* Material provided *
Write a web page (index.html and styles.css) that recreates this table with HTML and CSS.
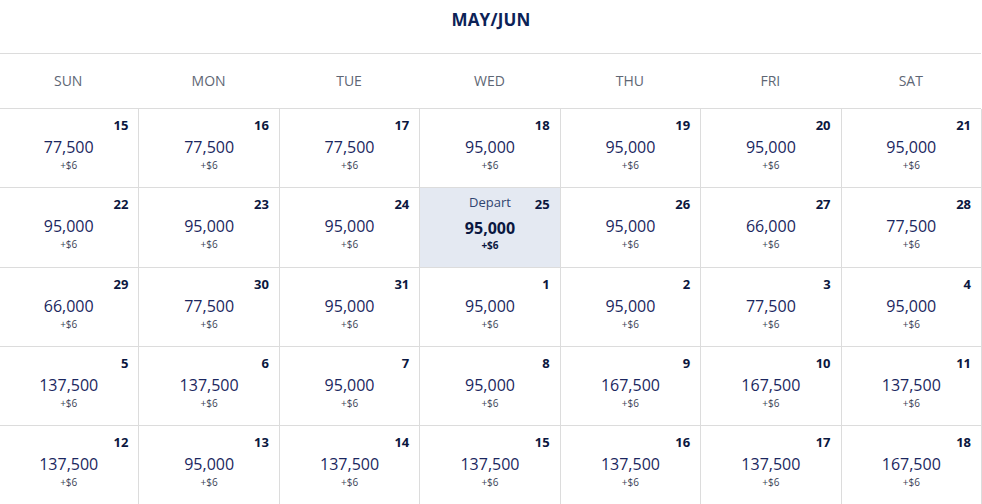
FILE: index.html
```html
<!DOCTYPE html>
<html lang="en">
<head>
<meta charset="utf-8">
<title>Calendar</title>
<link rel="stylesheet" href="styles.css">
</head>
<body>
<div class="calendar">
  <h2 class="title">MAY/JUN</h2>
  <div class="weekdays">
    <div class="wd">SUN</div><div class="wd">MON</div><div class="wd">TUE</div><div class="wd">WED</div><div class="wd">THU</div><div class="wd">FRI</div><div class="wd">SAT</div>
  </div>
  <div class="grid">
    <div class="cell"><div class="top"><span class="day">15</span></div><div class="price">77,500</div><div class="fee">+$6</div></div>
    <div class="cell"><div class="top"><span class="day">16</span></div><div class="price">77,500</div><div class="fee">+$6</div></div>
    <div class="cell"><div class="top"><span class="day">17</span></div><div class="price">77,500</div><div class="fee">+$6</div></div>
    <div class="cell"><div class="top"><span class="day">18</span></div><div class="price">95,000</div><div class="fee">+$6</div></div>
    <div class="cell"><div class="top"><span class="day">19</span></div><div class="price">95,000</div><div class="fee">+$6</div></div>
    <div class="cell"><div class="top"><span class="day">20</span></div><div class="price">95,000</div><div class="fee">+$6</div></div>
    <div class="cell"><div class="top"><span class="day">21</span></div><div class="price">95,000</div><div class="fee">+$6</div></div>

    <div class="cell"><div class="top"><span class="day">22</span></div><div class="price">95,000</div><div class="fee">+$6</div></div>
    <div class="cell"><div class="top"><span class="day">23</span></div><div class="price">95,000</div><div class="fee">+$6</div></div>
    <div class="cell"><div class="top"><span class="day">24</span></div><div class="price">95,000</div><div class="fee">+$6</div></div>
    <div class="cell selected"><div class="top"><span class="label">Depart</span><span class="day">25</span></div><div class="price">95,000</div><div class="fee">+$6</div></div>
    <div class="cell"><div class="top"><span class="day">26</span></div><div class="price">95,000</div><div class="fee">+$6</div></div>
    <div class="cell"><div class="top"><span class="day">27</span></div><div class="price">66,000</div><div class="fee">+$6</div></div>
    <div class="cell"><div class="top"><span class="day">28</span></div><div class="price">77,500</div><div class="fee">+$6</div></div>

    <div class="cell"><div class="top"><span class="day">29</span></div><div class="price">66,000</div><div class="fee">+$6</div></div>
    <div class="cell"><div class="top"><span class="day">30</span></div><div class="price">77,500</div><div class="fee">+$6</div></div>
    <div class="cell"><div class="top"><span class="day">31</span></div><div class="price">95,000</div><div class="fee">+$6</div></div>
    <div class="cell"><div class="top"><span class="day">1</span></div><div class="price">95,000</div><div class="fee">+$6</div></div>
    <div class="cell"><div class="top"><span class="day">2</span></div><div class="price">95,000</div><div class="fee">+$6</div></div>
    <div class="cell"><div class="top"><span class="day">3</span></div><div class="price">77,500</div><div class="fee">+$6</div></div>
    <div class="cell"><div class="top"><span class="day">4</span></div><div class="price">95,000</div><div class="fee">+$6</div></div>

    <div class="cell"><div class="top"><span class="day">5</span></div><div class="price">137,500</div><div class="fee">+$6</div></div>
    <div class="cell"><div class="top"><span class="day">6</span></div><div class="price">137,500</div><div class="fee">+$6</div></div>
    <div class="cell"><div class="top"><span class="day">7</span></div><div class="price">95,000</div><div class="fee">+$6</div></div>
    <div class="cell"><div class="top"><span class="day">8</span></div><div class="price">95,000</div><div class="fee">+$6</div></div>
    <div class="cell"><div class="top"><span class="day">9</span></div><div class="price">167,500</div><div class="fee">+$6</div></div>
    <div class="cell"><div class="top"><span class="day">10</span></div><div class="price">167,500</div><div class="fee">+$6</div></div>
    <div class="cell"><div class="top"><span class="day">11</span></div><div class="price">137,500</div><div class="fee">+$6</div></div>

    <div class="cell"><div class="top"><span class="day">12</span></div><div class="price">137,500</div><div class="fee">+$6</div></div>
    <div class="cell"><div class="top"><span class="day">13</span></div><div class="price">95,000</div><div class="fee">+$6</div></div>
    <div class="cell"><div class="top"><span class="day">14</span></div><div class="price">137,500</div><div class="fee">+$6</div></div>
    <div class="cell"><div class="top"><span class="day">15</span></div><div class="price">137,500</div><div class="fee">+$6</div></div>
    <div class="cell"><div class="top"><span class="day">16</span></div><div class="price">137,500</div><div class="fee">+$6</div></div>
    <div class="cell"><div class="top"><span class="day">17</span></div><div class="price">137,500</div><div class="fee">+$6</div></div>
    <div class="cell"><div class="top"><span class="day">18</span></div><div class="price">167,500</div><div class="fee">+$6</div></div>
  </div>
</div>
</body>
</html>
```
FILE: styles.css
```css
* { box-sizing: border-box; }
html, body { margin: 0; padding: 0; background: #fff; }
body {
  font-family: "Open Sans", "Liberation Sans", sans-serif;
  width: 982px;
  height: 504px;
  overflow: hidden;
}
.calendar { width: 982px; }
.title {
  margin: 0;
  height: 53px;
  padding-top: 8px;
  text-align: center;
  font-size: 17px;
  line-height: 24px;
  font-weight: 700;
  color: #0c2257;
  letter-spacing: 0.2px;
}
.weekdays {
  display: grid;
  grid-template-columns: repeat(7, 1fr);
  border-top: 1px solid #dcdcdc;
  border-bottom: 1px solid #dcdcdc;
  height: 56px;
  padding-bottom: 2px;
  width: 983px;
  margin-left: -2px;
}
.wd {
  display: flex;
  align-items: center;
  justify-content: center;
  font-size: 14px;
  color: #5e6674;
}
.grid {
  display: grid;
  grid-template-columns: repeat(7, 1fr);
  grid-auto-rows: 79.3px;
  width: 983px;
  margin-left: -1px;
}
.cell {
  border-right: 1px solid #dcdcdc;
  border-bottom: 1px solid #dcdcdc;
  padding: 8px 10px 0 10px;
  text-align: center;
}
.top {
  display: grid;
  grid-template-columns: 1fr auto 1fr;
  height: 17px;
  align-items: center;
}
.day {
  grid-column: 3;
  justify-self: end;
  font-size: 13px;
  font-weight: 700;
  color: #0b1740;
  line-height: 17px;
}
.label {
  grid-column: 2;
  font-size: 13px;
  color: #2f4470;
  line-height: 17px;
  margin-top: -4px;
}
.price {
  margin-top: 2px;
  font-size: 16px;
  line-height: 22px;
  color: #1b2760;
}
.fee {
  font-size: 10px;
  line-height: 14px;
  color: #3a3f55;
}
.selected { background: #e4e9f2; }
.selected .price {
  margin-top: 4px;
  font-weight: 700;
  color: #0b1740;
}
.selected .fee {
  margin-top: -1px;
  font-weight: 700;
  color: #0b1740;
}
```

* Instructions to follow *
Using the material above, return every line exactly as it appears, minus the pictures.

* Reply to the task *
Write a web page (index.html and styles.css) that recreates this table with HTML and CSS.
FILE: index.html
```html
<!DOCTYPE html>
<html lang="en">
<head>
<meta charset="utf-8">
<title>Calendar</title>
<link rel="stylesheet" href="styles.css">
</head>
<body>
<div class="calendar">
  <h2 class="title">MAY/JUN</h2>
  <div class="weekdays">
    <div class="wd">SUN</div><div class="wd">MON</div><div class="wd">TUE</div><div class="wd">WED</div><div class="wd">THU</div><div class="wd">FRI</div><div class="wd">SAT</div>
  </div>
  <div class="grid">
    <div class="cell"><div class="top"><span class="day">15</span></div><div class="price">77,500</div><div class="fee">+$6</div></div>
    <div class="cell"><div class="top"><span class="day">16</span></div><div class="price">77,500</div><div class="fee">+$6</div></div>
    <div class="cell"><div class="top"><span class="day">17</span></div><div class="price">77,500</div><div class="fee">+$6</div></div>
    <div class="cell"><div class="top"><span class="day">18</span></div><div class="price">95,000</div><div class="fee">+$6</div></div>
    <div class="cell"><div class="top"><span class="day">19</span></div><div class="price">95,000</div><div class="fee">+$6</div></div>
    <div class="cell"><div class="top"><span class="day">20</span></div><div class="price">95,000</div><div class="fee">+$6</div></div>
    <div class="cell"><div class="top"><span class="day">21</span></div><div class="price">95,000</div><div class="fee">+$6</div></div>

    <div class="cell"><div class="top"><span class="day">22</span></div><div class="price">95,000</div><div class="fee">+$6</div></div>
    <div class="cell"><div class="top"><span class="day">23</span></div><div class="price">95,000</div><div class="fee">+$6</div></div>
    <div class="cell"><div class="top"><span class="day">24</span></div><div class="price">95,000</div><div class="fee">+$6</div></div>
    <div class="cell selected"><div class="top"><span class="label">Depart</span><span class="day">25</span></div><div class="price">95,000</div><div class="fee">+$6</div></div>
    <div class="cell"><div class="top"><span class="day">26</span></div><div class="price">95,000</div><div class="fee">+$6</div></div>
    <div class="cell"><div class="top"><span class="day">27</span></div><div class="price">66,000</div><div class="fee">+$6</div></div>
    <div class="cell"><div class="top"><span class="day">28</span></div><div class="price">77,500</div><div class="fee">+$6</div></div>

    <div class="cell"><div class="top"><span class="day">29</span></div><div class="price">66,000</div><div class="fee">+$6</div></div>
    <div class="cell"><div class="top"><span class="day">30</span></div><div class="price">77,500</div><div class="fee">+$6</div></div>
    <div class="cell"><div class="top"><span class="day">31</span></div><div class="price">95,000</div><div class="fee">+$6</div></div>
    <div class="cell"><div class="top"><span class="day">1</span></div><div class="price">95,000</div><div class="fee">+$6</div></div>
    <div class="cell"><div class="top"><span class="day">2</span></div><div class="price">95,000</div><div class="fee">+$6</div></div>
    <div class="cell"><div class="top"><span class="day">3</span></div><div class="price">77,500</div><div class="fee">+$6</div></div>
    <div class="cell"><div class="top"><span class="day">4</span></div><div class="price">95,000</div><div class="fee">+$6</div></div>

    <div class="cell"><div class="top"><span class="day">5</span></div><div class="price">137,500</div><div class="fee">+$6</div></div>
    <div class="cell"><div class="top"><span class="day">6</span></div><div class="price">137,500</div><div class="fee">+$6</div></div>
    <div class="cell"><div class="top"><span class="day">7</span></div><div class="price">95,000</div><div class="fee">+$6</div></div>
    <div class="cell"><div class="top"><span class="day">8</span></div><div class="price">95,000</div><div class="fee">+$6</div></div>
    <div class="cell"><div class="top"><span class="day">9</span></div><div class="price">167,500</div><div class="fee">+$6</div></div>
    <div class="cell"><div class="top"><span class="day">10</span></div><div class="price">167,500</div><div class="fee">+$6</div></div>
    <div class="cell"><div class="top"><span class="day">11</span></div><div class="price">137,500</div><div class="fee">+$6</div></div>

    <div class="cell"><div class="top"><span class="day">12</span></div><div class="price">137,500</div><div class="fee">+$6</div></div>
    <div class="cell"><div class="top"><span class="day">13</span></div><div class="price">95,000</div><div class="fee">+$6</div></div>
    <div class="cell"><div class="top"><span class="day">14</span></div><div class="price">137,500</div><div class="fee">+$6</div></div>
    <div class="cell"><div class="top"><span class="day">15</span></div><div class="price">137,500</div><div class="fee">+$6</div></div>
    <div class="cell"><div class="top"><span class="day">16</span></div><div class="price">137,500</div><div class="fee">+$6</div></div>
    <div class="cell"><div class="top"><span class="day">17</span></div><div class="price">137,500</div><div class="fee">+$6</div></div>
    <div class="cell"><div class="top"><span class="day">18</span></div><div class="price">167,500</div><div class="fee">+$6</div></div>
  </div>
</div>
</body>
</html>
```
FILE: styles.css
```css
* { box-sizing: border-box; }
html, body { margin: 0; padding: 0; background: #fff; }
body {
  font-family: "Open Sans", "Liberation Sans", sans-serif;
  width: 982px;
  height: 504px;
  overflow: hidden;
}
.calendar { width: 982px; }
.title {
  margin: 0;
  height: 53px;
  padding-top: 8px;
  text-align: center;
  font-size: 17px;
  line-height: 24px;
  font-weight: 700;
  color: #0c2257;
  letter-spacing: 0.2px;
}
.weekdays {
  display: grid;
  grid-template-columns: repeat(7, 1fr);
  border-top: 1px solid #dcdcdc;
  border-bottom: 1px solid #dcdcdc;
  height: 56px;
  padding-bottom: 2px;
  width: 983px;
  margin-left: -2px;
}
.wd {
  display: flex;
  align-items: center;
  justify-content: center;
  font-size: 14px;
  color: #5e6674;
}
.grid {
  display: grid;
  grid-template-columns: repeat(7, 1fr);
  grid-auto-rows: 79.3px;
  width: 983px;
  margin-left: -1px;
}
.cell {
  border-right: 1px solid #dcdcdc;
  border-bottom: 1px solid #dcdcdc;
  padding: 8px 10px 0 10px;
  text-align: center;
}
.top {
  display: grid;
  grid-template-columns: 1fr auto 1fr;
  height: 17px;
  align-items: center;
}
.day {
  grid-column: 3;
  justify-self: end;
  font-size: 13px;
  font-weight: 700;
  color: #0b1740;
  line-height: 17px;
}
.label {
  grid-column: 2;
  font-size: 13px;
  color: #2f4470;
  line-height: 17px;
  margin-top: -4px;
}
.price {
  margin-top: 2px;
  font-size: 16px;
  line-height: 22px;
  color: #1b2760;
}
.fee {
  font-size: 10px;
  line-height: 14px;
  color: #3a3f55;
}
.selected { background: #e4e9f2; }
.selected .price {
  margin-top: 4px;
  font-weight: 700;
  color: #0b1740;
}
.selected .fee {
  margin-top: -1px;
  font-weight: 700;
  color: #0b1740;
}
```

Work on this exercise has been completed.